John Kasich: Haunted by Lehman Brothers

The Columbus Dispatch has become the newspaper of record in its coverage of this year's Ohio political campaigns. Last week it reported the Republican Senatorial Committee internet ad that showed a bare-chested Lee Fisher, with a strong implication that he was turning his lower torso into a playground. And today's paper reported that John Kasich, the Republican gubernatorial candidate, had "tried to persuade two state pension funds in 2002 to invest with Lehman Brothers," the now belly-up investment bank, while he was on Lehman's payroll as its managing director in Columbus.

It identified the funds as the Ohio Police and Fire Pension Fund and the Ohio Public Employees Retirement System. Fortunately for them, they didn't take the bait. Had they entered a deal with Lehman, they would have lost many millions of dollars. A Kasich spokesman has shrugged off his candidate's role in all of this, saying only that he arranged some meetings with other Lehman representatives and vanished from the scene.

Whatever Kasich's involvement, it's now quite evident that Gov. Strickland's reelection campaign will raise Lehman from its bankrupt burial site on Wall Street to haunt Kasich throughout the remainder of the campaign. That's one haunt where your investment would be safe.

Monday, April 19, 2010

Will Tea Party dump Ohio GOP overboard?

A FUNNY THING is happening to the Ohio Republican Party on its avowed fail-safe way to sweeping the Democrats in November. Despite its cordial attempts to play nice with the Tea Partiers, the Republican team is finding that wishing won't make it so. N o less a party celebrity than Ohio GOP chairman Kevin DeWine extended an olive branch to the Tea Party in a visit to Akron last week, inviting the outriders to come through the front door to join the state party.
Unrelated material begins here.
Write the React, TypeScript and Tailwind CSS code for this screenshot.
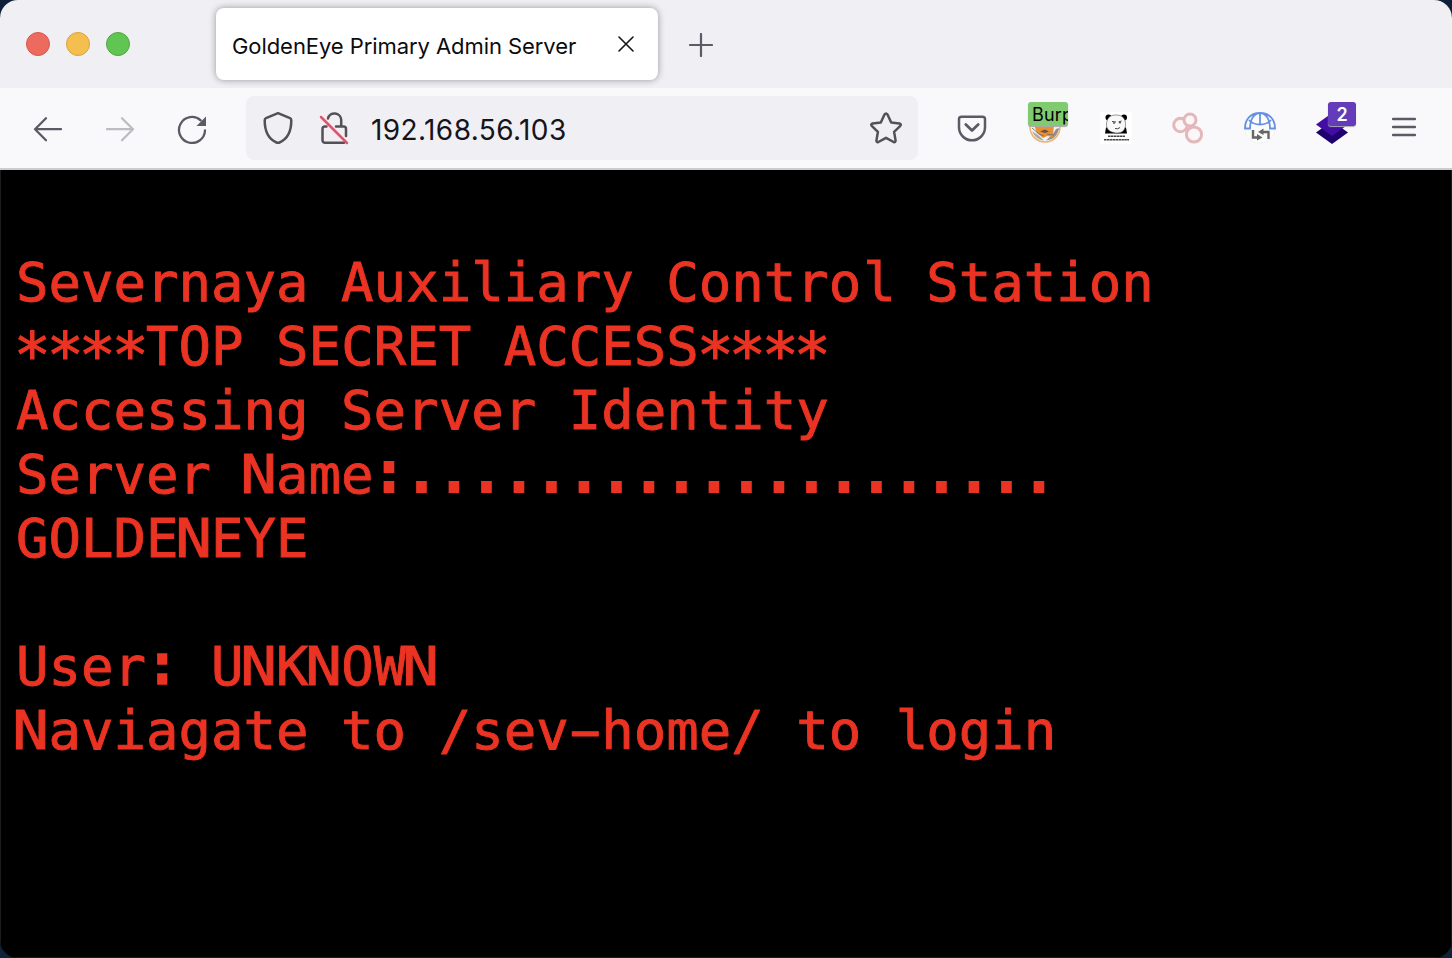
import React from "react";

const stroke = { fill: "none", strokeWidth: 2, strokeLinecap: "round", strokeLinejoin: "round" } as const;

function Stars() {
  return (
    <>
      {[0, 1, 2, 3].map((i) => (
        <span key={i} className="inline-block translate-y-[9px] scale-[1.14] leading-none">*</span>
      ))}
    </>
  );
}

function WideN() {
  return <span className="inline-block origin-[88%_50%] scale-x-[1.13] leading-none">N</span>;
}

function TabBar() {
  return (
    <div className="flex h-[88px] items-start bg-[#f0eff4]">
      <div className="flex w-[216px] gap-4 pl-[26px] pt-8">
        <span className="size-6 rounded-full border border-[#d8574c] bg-[#ec6a5e]" />
        <span className="size-6 rounded-full border border-[#d9a23c] bg-[#f4bf4f]" />
        <span className="size-6 rounded-full border border-[#4fa73c] bg-[#61c554]" />
      </div>
      <div className="mt-2 flex h-[72px] w-[442px] items-center justify-between rounded-lg bg-white pl-4 pr-[24px] shadow-[0_0_7px_rgba(0,0,0,0.38)]">
        <span className="whitespace-nowrap pt-1 text-[22px] leading-7 tracking-[-0.07px] text-[#0c0c0d]">
          GoldenEye Primary Admin Server
        </span>
        <svg width="16" height="16" viewBox="0 0 16 16" stroke="#15141a" {...stroke} strokeWidth={1.6}>
          <path d="M1 1l14 14M15 1L1 15" />
        </svg>
      </div>
      <svg className="ml-[31px] mt-[33px]" width="24" height="24" viewBox="0 0 24 24" stroke="#5b5b66" {...stroke} strokeWidth={2.2}>
        <path d="M12 1v22M1 12h22" />
      </svg>
    </div>
  );
}

function Toolbar() {
  return (
    <div className="flex h-[82px] items-center border-b-2 border-[#cccccf] bg-[#f9f9fb]">
      <svg className="ml-8" width="32" height="32" viewBox="0 0 32 32" stroke="#5b5b66" {...stroke} strokeWidth={2.3}>
        <path d="M14 6L3 17l11 11M3 17h26" transform="translate(0 .2)" />
      </svg>
      <svg className="ml-10" width="32" height="32" viewBox="0 0 32 32" stroke="#bcbcc2" {...stroke} strokeWidth={2.3}>
        <path d="M18 6l11 11-11 11M3 17h26" transform="translate(0 .2)" />
      </svg>
      <svg className="ml-10" width="32" height="32" viewBox="0 0 32 32" stroke="#5b5b66" {...stroke} strokeWidth={2.3}>
        <path d="M29 18.500a13 13 0 1 1-4.300-10.200" />
        <path d="M30 4.500v9.500H20.500z" fill="#5b5b66" stroke="none" />
      </svg>
      <div className="ml-[38px] flex h-16 w-[672px] items-center rounded-lg bg-[#f0eff4] pl-4 pr-4">
        <svg width="32" height="34" viewBox="0 0 32 34" stroke="#515156" {...stroke} strokeWidth={2.5}>
          <path d="M16 2.200L28 7.200q1.300.5 1.300 2c0 11-4.300 19-11.800 22.300q-1.500.7-3 0C7 28.200 2.700 20.200 2.700 9.200q0-1.500 1.300-2z" />
        </svg>
        <svg className="ml-[25px]" width="32" height="34" viewBox="0 0 32 34" stroke="#515156" {...stroke} strokeWidth={2.5}>
          <path d="M9 7.500a6.700 6.700 0 0 1 13.200 1.300V15.500M7.500 15.500H6A2.500 2.500 0 0 0 3.500 18V29.300A2.500 2.500 0 0 0 6 31.800h19M17 15.500h7.500a2.500 2.500 0 0 1 2.500 2.500V25" />
          <path d="M2 6l26 26" stroke="#e9506f" />
        </svg>
        <span className="ml-5 flex-1 pt-[3px] text-[28px] leading-9 tracking-[0.4px] text-[#15141a]">192.168.56.103</span>
        <svg width="32" height="32" viewBox="0 0 32 32" stroke="#515156" {...stroke} strokeWidth={2.5}>
          <path d="M14.500 2.500q1.500-2 3 0l3.700 8 8.300 1q2 .6.800 2.400l-6.200 6 1.500 8.700q-.2 2-2 1.400L16 25.800 8.400 30q-1.800.6-2-1.400l1.500-8.700-6.200-6q-1.200-1.800.8-2.400l8.300-1z" />
        </svg>
      </div>
      <svg className="ml-[39px]" width="30" height="28" viewBox="0 0 30 28" stroke="#5b5b66" {...stroke} strokeWidth={2.5}>
        <path d="M4.500 2.800h21a2.500 2.500 0 0 1 2.500 2.500v8a13 13 0 0 1-26 0v-8A2.500 2.500 0 0 1 4.500 2.800z" />
        <path d="M8.800 10.500l6.200 6 6.200-6" strokeWidth={2.800} />
      </svg>
      <div className="relative ml-[41px] size-10">
        <svg className="absolute left-0 top-0.5" width="34" height="34" viewBox="0 0 34 34">
          <circle cx="17" cy="17" r="15" fill="#f4f4f4" stroke="#eeb06e" strokeWidth="1.500" />
          <path d="M31 18c-1 7-6 12-13 12.500l7-6.500 3-5z" fill="#909090" />
          <path d="M4 21c2 5 6 9 12 9.500L10 25z" fill="#aaa" />
          <path d="M6 15l20-1-1 13-6-1-4 2-6-5z" fill="#e98f35" />
          <path d="M12 21.500l5-2 4 2-4 1.500z" fill="#665348" />
          <path d="M4 18l7 6 5 2M19 24l7 1" stroke="#777" strokeWidth="1" fill="none" />
        </svg>
        <span className="absolute left-0 -top-[6px] h-6 w-10 overflow-hidden rounded-[3px] bg-[#80cb70] pl-1 text-[18px] leading-[26px] tracking-[0.2px] text-black shadow-[0_1px_1px_#aaa]">
          Burp
        </span>
      </div>
      <svg className="ml-8" width="32" height="32" viewBox="0 0 32 32">
        <path d="M0 0h32v32H0z" fill="#fff" />
        <circle cx="8.500" cy="5.500" r="3" />
        <circle cx="24" cy="5.500" r="3" />
        <path d="M5 21.500l1-6h20l1 6z" />
        <path d="M16 3c7 0 9.500 4 9.500 9.500 0 5-3 8.500-8 8.500S6.500 19 6.500 13C6.500 7 9 3 16 3z" fill="#f8f8f8" stroke="#333" strokeWidth=".5" />
        <path d="M12 9.500l4 .5M18.500 10l3-1M15 16.500q3 1 5-1" stroke="#333" strokeWidth=".9" fill="none" />
        <circle cx="14" cy="11" r=".8" /><circle cx="20" cy="10.800" r=".8" />
        <path d="M8 24.300h17M4 27.700h25" stroke="#444" strokeWidth="1.500" strokeDasharray="2.500 .4" />
      </svg>
      <svg className="ml-10" width="32" height="32" viewBox="0 0 32 32" fill="#fbf6f7" stroke="#e2b8bb" strokeWidth="3">
        <circle cx="8.500" cy="13" r="6.800" />
        <circle cx="18" cy="8" r="6" />
        <circle cx="22" cy="22.500" r="7.600" />
      </svg>
      <svg className="ml-10" width="32" height="32" viewBox="0 0 32 32" fill="none" stroke="#6691e3" strokeWidth="1.800">
        <circle cx="16" cy="16" r="15.500" stroke="#eeeeef" strokeWidth=".7" fill="#fbfbfc" />
        <path d="M1 16.500C1 7 7 1 16 1s15 6 15 15.500h-5c0-9-4-15.500-10-15.500S6 7.500 6 16.500zM16 1v12M5 8c5 6 17 6 22 0" />
        <path d="M9 18v7.500h5M24.500 27v-7h-6" stroke="#666" strokeWidth="2.400" />
        <path d="M13 22l5.500 3.500-5.500 3zM19.500 16.500L14 20l5.500 3z" fill="#666" stroke="none" />
      </svg>
      <div className="relative ml-10 h-10 w-10">
        <svg className="absolute left-0 top-1" width="32" height="32" viewBox="0 0 32 32">
          <path d="M16 9l16 11.500L16 32 0 20.500z" fill="#1f0070" />
          <path d="M16 1l16 11.500L16 24 0 12.500z" fill="#420ca5" />
        </svg>
        <span className="absolute left-3 -top-[6px] h-6 w-7 rounded-[3px] bg-[#643bb9] text-center text-[18px] font-semibold leading-[26px] text-white shadow-[0_1px_1px_#aaa]">
          2
        </span>
      </div>
      <svg className="ml-9 -mt-0.5" width="24" height="20" viewBox="0 0 24 20" stroke="#5b5b66" {...stroke} strokeWidth={2.300}>
        <path d="M1 2h22M1 10h22M1 18h22" />
      </svg>
    </div>
  );
}

export default function App() {
  return (
    <div className="h-[958px] w-[1452px] overflow-hidden bg-[#0e2138] font-['Inter',sans-serif]">
      <div className="flex h-full flex-col overflow-hidden rounded-[18px] bg-black">
        <TabBar />
        <Toolbar />
        <main className="flex-1 whitespace-pre border-x border-b border-[#1c1c1c] pl-[15px] pt-[81px] font-['DejaVu_Sans_Mono',monospace] text-[54px] leading-[64px] text-[#eb3323] [-webkit-text-stroke:0.9px_#eb3323]">
          <div>Severnaya Auxiliary Contro<span className="relative left-0.5">l</span> Station</div>
          <div><Stars />TOP SECRET ACCESS<Stars /></div>
          <div>Accessing Server Identity</div>
          <div>
            Server <WideN />ame
            <span className="relative -left-px -top-[2px] [-webkit-text-stroke:4px_#eb3323]">:....................</span>
          </div>
          <div>GOLDE<WideN />EYE</div>
          <div className="h-16" />
          <div>
            User<span className="relative -top-[2px] [-webkit-text-stroke:3.5px_#eb3323]">:</span> U<WideN />K<WideN />OW<WideN />
          </div>
          <div><WideN />aviagate to /sev<span className="inline-block scale-x-[1.85] leading-none">-</span>home/ to <span className="relative left-0.5">l</span>ogin</div>
        </main>
      </div>
    </div>
  );
}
But by Sunday, the Plain Dealer was reporting the latest collision between State Sen. Jon Husted, the Republican candidate for secretary of state, and Ralph King, the leader of an outfit called the Cleveland Tea Party Patriots. For whatever reason - and you don't need many these days to stake out an opponent - King & Co. don't like Husted. Worse than that, as King explaind to the PD reporter, "The only relation Jon Husted would have with the Tea Party is if he would have been driving the British ship into Boston Harbor." Safe qualifier. Even Google couldn't put Husted on that British ship. Besides, King accused Husted of showing "open hatred and contempt for the Tea Parties." Husted, of course, denied it.
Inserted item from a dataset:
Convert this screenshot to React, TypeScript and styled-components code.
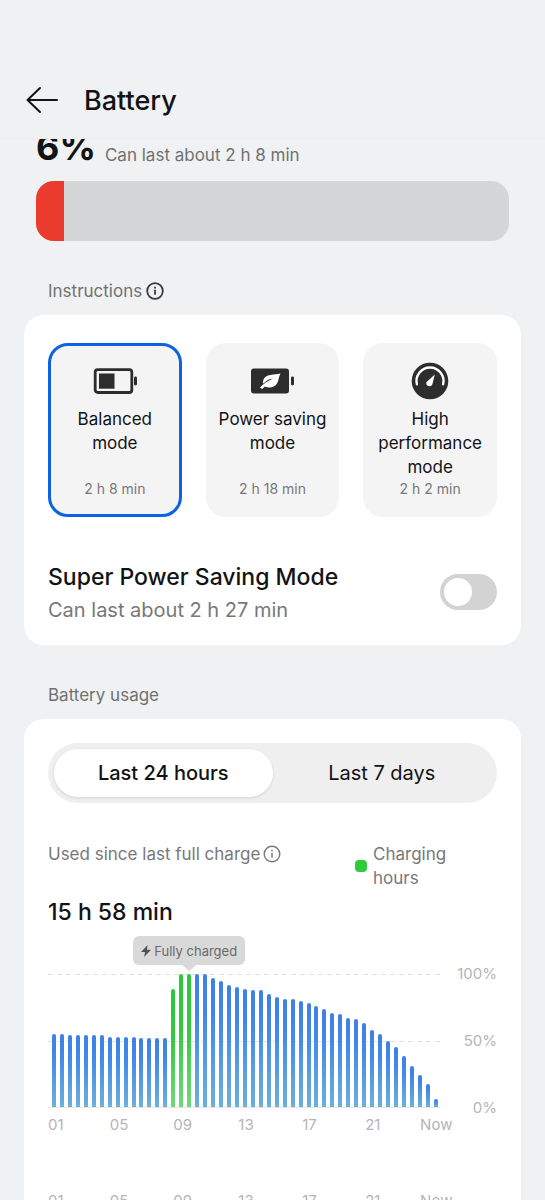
import React, { useState } from "react";
import styled, { createGlobalStyle, css } from "styled-components";

const GlobalStyle = createGlobalStyle`
  *, *::before, *::after { box-sizing: border-box; }
  html, body, #root { height: 100%; }
  body {
    margin: 0;
    background: #eff1f3;
    color: #121314;
    font-family: Inter, "Noto Sans", sans-serif;
    font-size: 17px;
    line-height: 24px;
  }
  button {
    font: inherit;
    color: inherit;
    border: 0;
    padding: 0;
    margin: 0;
    background: none;
    cursor: pointer;
  }
  h1, h2, h3, p { margin: 0; font-weight: 400; }
  svg { display: block; flex: none; }
`;

const Screen = styled.div`
  display: flex;
  flex-direction: column;
  height: 100vh;
  overflow: hidden;
`;

const Header = styled.header`
  display: flex;
  align-items: center;
  gap: 24px;
  flex: none;
  padding: 81px 24px 17px;
  border-bottom: 1px solid #ebecee;
`;

const Title = styled.h1`
  font-size: 27px;
  line-height: 40px;
  font-weight: 500;
`;

const Scroller = styled.main`
  flex: 1;
  min-height: 0;
  overflow-y: auto;
  scrollbar-width: none;
  padding: 0 24px;
`;

const Level = styled.section`
  padding: 0 12px;
`;

const LevelRow = styled.div`
  display: flex;
  align-items: flex-end;
  gap: 9px;
  height: 28px;
`;

const Percent = styled.span`
  font-size: 36px;
  line-height: 40px;
  font-weight: 700;
`;

const Muted = styled.span`
  color: #707172;
`;

const Gauge = styled.div`
  height: 60px;
  margin-top: 14px;
  border-radius: 18px;
  background: #d5d6d8;
  overflow: hidden;
`;

const GaugeFill = styled.div`
  width: 6%;
  height: 100%;
  background: #eb3b2f;
`;

const SectionHead = styled.div`
  display: flex;
  align-items: center;
  gap: 4px;
  padding: 38px 24px 12px;
`;

const SectionTitle = styled.h2`
  font-size: 17px;
  color: #707172;
`;

const InfoButton = styled.button`
  color: #38393a;
`;

const Card = styled.section`
  padding: 24px 24px 20px;
  border-radius: 20px;
  background: #fff;
`;

const Modes = styled.div`
  display: grid;
  grid-template-columns: repeat(3, 1fr);
  gap: 24px;
  padding-top: 4px;
`;

const ModeButton = styled.button<{ $selected?: boolean }>`
  display: flex;
  flex-direction: column;
  align-items: center;
  height: 174px;
  padding: 16px 6px;
  border: 3px solid ${(p) => (p.$selected ? "#0c62e2" : "#f4f4f4")};
  border-radius: 20px;
  background: #f4f4f4;
`;

const ModeName = styled.span`
  flex: 1;
  margin-top: 7px;
`;

const ModeTime = styled.span`
  font-size: 14px;
  line-height: 18px;
  color: #777879;
`;

const SwitchRow = styled.label`
  display: flex;
  align-items: center;
  justify-content: space-between;
  padding-top: 42px;
`;

const SwitchText = styled.span`
  display: flex;
  flex-direction: column;
`;

const SwitchTitle = styled.span`
  font-size: 23px;
  line-height: 36px;
  font-weight: 500;
`;

const SwitchNote = styled.span`
  font-size: 20px;
  line-height: 30px;
  color: #777879;
`;

const Toggle = styled.input`
  appearance: none;
  display: flex;
  align-items: center;
  flex: none;
  width: 57px;
  height: 36px;
  margin: 0;
  padding: 0 4px;
  border-radius: 18px;
  background: #d3d3d3;
  cursor: pointer;
  &::before {
    content: "";
    width: 28px;
    height: 28px;
    border-radius: 50%;
    background: #fff;
  }
  &:checked {
    justify-content: flex-end;
    background: #0c62e2;
  }
`;

const Tabs = styled.div`
  display: grid;
  grid-template-columns: 1fr 1fr;
  height: 60px;
  padding: 6px;
  border-radius: 30px;
  background: #efefef;
`;

const Tab = styled.button<{ $active: boolean }>`
  border-radius: 24px;
  font-size: 20px;
  ${(p) =>
    p.$active &&
    css`
      background: #fff;
      font-weight: 500;
      box-shadow: 0 1px 3px rgba(0, 0, 0, 0.12);
    `}
`;

const UsageHead = styled.div`
  display: flex;
  justify-content: space-between;
  align-items: flex-start;
  padding-top: 39px;
`;

const Inline = styled.div`
  display: flex;
  align-items: center;
  gap: 3px;
  color: #777879;
`;

const Legend = styled.div`
  display: flex;
  align-items: center;
  gap: 6px;
  width: 142px;
  color: #777879;
`;

const Swatch = styled.span`
  flex: none;
  width: 12px;
  height: 12px;
  border-radius: 4px;
  background: #2ecc3d;
`;

const Duration = styled.p`
  padding: 6px 0;
  font-size: 23px;
  line-height: 32px;
  font-weight: 500;
`;

const Chart = styled.div`
  display: grid;
  grid-template-columns: 1fr 57px;
  padding-top: 40px;
`;

const Plot = styled.div`
  position: relative;
  display: flex;
  align-items: flex-end;
  justify-content: space-between;
  height: 134px;
  padding: 0 2px 0 4px;
  border-bottom: 1px solid #e2e3e4;
`;

const GridLine = styled.div<{ $at: string }>`
  position: absolute;
  left: 0;
  right: 0;
  top: ${(p) => p.$at};
  height: 1px;
  background: repeating-linear-gradient(90deg, #dfe1e3 0 5px, transparent 5px 9px);
`;

const Bar = styled.div<{ $charging: boolean }>`
  position: relative;
  width: 4px;
  border-radius: 2px 2px 0 0;
  background: ${(p) =>
    p.$charging
      ? "linear-gradient(#2bc83a, #2fc93e 40%, #72d87b)"
      : "linear-gradient(#3f7fe8, #4288ea 30%, #6cb0dc)"};
`;

const Tooltip = styled.div`
  position: absolute;
  left: 50%;
  bottom: calc(100% + 9px);
  transform: translateX(-50%);
  display: flex;
  align-items: center;
  gap: 3px;
  height: 29px;
  padding: 0 8px;
  border-radius: 6px;
  background: #d9d9d9;
  color: #68696a;
  font-size: 13px;
  white-space: nowrap;
  &::after {
    content: "";
    position: absolute;
    top: 100%;
    left: calc(50% - 7px);
    border: 7px solid transparent;
    border-top: 6px solid #d9d9d9;
    border-bottom: 0;
  }
`;

const Scale = styled.div`
  display: flex;
  flex-direction: column;
  justify-content: space-between;
  align-items: flex-end;
  margin: -9px 0;
  font-size: 15px;
  line-height: 18px;
  color: #b4b5b6;
`;

const Hours = styled.div`
  display: grid;
  grid-template-columns: repeat(7, 1fr);
  justify-items: center;
  margin: 0 29px 0 -24px;
  padding-top: 8px;
  font-size: 15px;
  line-height: 18px;
  color: #b4b5b6;
`;

const NextHours = styled(Hours)`
  padding-top: 58px;
`;

const InfoIcon = ({ width = 2 }: { width?: number }) => (
  <svg width="18" height="18" viewBox="0 0 18 18" fill="none" stroke="currentColor" strokeWidth={width}>
    <circle cx="9" cy="9" r="7.8" />
    <path d="M9 7.8v5" />
    <path d="M9 4.8v1.6" />
  </svg>
);

const BalancedIcon = () => (
  <svg width="44" height="38" viewBox="0 0 44 38">
    <rect x="2.2" y="7.7" width="36.6" height="22.8" rx="2.5" fill="none" stroke="#2d2d2d" strokeWidth="2.8" />
    <rect x="6" y="11.5" width="15.5" height="15.200" fill="#2d2d2d" />
    <rect x="41" y="14.5" width="3" height="9" rx="1.4" fill="#2d2d2d" />
  </svg>
);

const SavingIcon = () => (
  <svg width="44" height="38" viewBox="0 0 44 38">
    <rect x="1" y="6.5" width="38" height="25" rx="3" fill="#2d2d2d" />
    <rect x="41" y="14.5" width="3" height="9" rx="1.4" fill="#2d2d2d" />
    <path d="M30.500 11.500C24 13 17 12 14 16.500C12.800 18.500 12.900 20.500 13.400 21.800C16 18.500 19.500 17 23 16.500C18.500 18.500 13.500 21.500 10 25.500L12 27L15 24.500C19 26.500 24.500 25.500 27 21.500C29 18.500 28.500 14.500 30.500 11.500Z" fill="#fff" />
  </svg>
);

const PerformanceIcon = () => (
  <svg width="38" height="38" viewBox="0 0 38 38">
    <circle cx="19" cy="19" r="18.300" fill="#2d2d2d" />
    <path d="M5.900 22.300A13.500 13.500 0 1 1 32.100 22.300" fill="none" stroke="#fff" strokeWidth="2.400" strokeLinecap="round" />
    <path d="M23.800 12.600L21.400 22.200A3 3 0 1 1 15.600 19.900Z" fill="#fff" />
  </svg>
);

const MODES = [
  { name: "Balanced mode", time: "2 h 8 min", Icon: BalancedIcon },
  { name: "Power saving mode", time: "2 h 18 min", Icon: SavingIcon },
  { name: "High performance mode", time: "2 h 2 min", Icon: PerformanceIcon },
];

const LEVELS = [
  55, 55, 54, 54, 54, 54, 54, 53, 53, 53, 53, 52, 52, 52, 52, 89, 100, 100, 100, 100, 97, 95, 92, 90, 89, 88, 88,
  85, 83, 81, 81, 80, 78, 76, 74, 71, 70, 67, 66, 63, 58, 55, 50, 45, 38, 31, 24, 17, 6,
];
const FULL_AT = 17;
const HOURS = ["01", "05", "09", "13", "17", "21", "Now"];

export default function App() {
  const [mode, setMode] = useState(0);
  const [tab, setTab] = useState(0);
  return (
    <>
      <GlobalStyle />
      <Screen>
        <Header>
          <button type="button" aria-label="Back">
            <svg width="36" height="36" viewBox="0 0 36 36" fill="none" stroke="#121314" strokeWidth="2" strokeLinecap="round" strokeLinejoin="round">
              <path d="M33 17H3.500M16 5L3.500 17L16 29" />
            </svg>
          </button>
          <Title>Battery</Title>
        </Header>
        <Scroller>
          <Level>
            <LevelRow>
              <Percent>6%</Percent>
              <Muted>Can last about 2 h 8 min</Muted>
            </LevelRow>
            <Gauge>
              <GaugeFill />
            </Gauge>
          </Level>

          <SectionHead>
            <SectionTitle>Instructions</SectionTitle>
            <InfoButton type="button" aria-label="About power modes">
              <InfoIcon width={1.8} />
            </InfoButton>
          </SectionHead>
          <Card>
            <Modes>
              {MODES.map(({ name, time, Icon }, i) => (
                <ModeButton key={name} type="button" $selected={i === mode} aria-pressed={i === mode} onClick={() => setMode(i)}>
                  <Icon />
                  <ModeName>{name}</ModeName>
                  <ModeTime>{time}</ModeTime>
                </ModeButton>
              ))}
            </Modes>
            <SwitchRow>
              <SwitchText>
                <SwitchTitle>Super Power Saving Mode</SwitchTitle>
                <SwitchNote>Can last about 2 h 27 min</SwitchNote>
              </SwitchText>
              <Toggle type="checkbox" role="switch" />
            </SwitchRow>
          </Card>

          <SectionHead>
            <SectionTitle>Battery usage</SectionTitle>
          </SectionHead>
          <Card>
            <Tabs role="tablist">
              {["Last 24 hours", "Last 7 days"].map((label, i) => (
                <Tab key={label} type="button" role="tab" aria-selected={i === tab} $active={i === tab} onClick={() => setTab(i)}>
                  {label}
                </Tab>
              ))}
            </Tabs>
            <UsageHead>
              <Inline>
                <span>Used since last full charge</span>
                <button type="button" aria-label="About usage">
                  <InfoIcon width={1.4} />
                </button>
              </Inline>
              <Legend>
                <Swatch />
                <span>Charging<br />hours</span>
              </Legend>
            </UsageHead>
            <Duration>15 h 58 min</Duration>
            <Chart>
              <Plot>
                <GridLine $at="0" />
                <GridLine $at="50%" />
                {LEVELS.map((level, i) => (
                  <Bar key={i} $charging={i >= 15 && i <= 17} style={{ height: `${level}%` }}>
                    {i === FULL_AT && (
                      <Tooltip>
                        <svg width="10" height="12" viewBox="0 0 10 12">
                          <path d="M6.500 0L0 7H4L3 12L10 4.800H5.800Z" fill="#505152" />
                        </svg>
                        Fully charged
                      </Tooltip>
                    )}
                  </Bar>
                ))}
              </Plot>
              <Scale>
                <span>100%</span>
                <span>50%</span>
                <span>0%</span>
              </Scale>
            </Chart>
            <Hours>
              {HOURS.map((hour) => (
                <span key={hour}>{hour}</span>
              ))}
            </Hours>
            <NextHours>
              {HOURS.map((hour) => (
                <span key={hour}>{hour}</span>
              ))}
            </NextHours>
          </Card>
        </Scroller>
      </Screen>
    </>
  );
}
There will be a lot of this sort of political auto de fe as the Tea Partiers flex their muscles, or whatever, this year, and Republican candidates are spending more time genuflecting to them than demanding that they stop telling lies. As matters now stand, the state GOP ticket is leaning heavily to a detente with the enemy.

John Kasich, the candidate for governor, has spoken at their rallies while trying to fend off Democrats' charges that he is tainted by being a white collar manager for Lehman Brothers up to the time that it went bankrupt. (Curiously, he has defended his years of employment with the big bank by suggesting he was little more than a walk-on each day - a claim of low-level servitude that seemed contradictory to his bonus of $432,200 in 2008 on top of his salary of $182,692!)

Rep. Seth Morgan, a very conservative GOP candidate for state auditor, has been endorsed by the State Tea Party; auto dealer Tom Ganley, challenger to Democratic U.S. Rep. Betty Sutton in the 13th congressional district, has appeared at Tea Party rallies; and U.S. Sen. Mike DeWine,who wants to be attorney general and should know better, has announced that his first task upon entering the office would be to file suit to repeal the health care reform law - and what Tea Partier would be against that?

As political campaigns go, this year's will be more irrational than ever. Don't be surprised if there are some surprises over in the Republican camp.


Monday, November 23, 2009

How do you get a job like this?

FROM THE DECEMBER issue of Harper's Index:
"Projected amount that lawyers and other advisers will earn from the bankruptcy proceeding of Lehman Brothers: $1,398,000,000"
That's nearly $1.4 billion, folks! Even these days, life can be beautiful on Wall Street.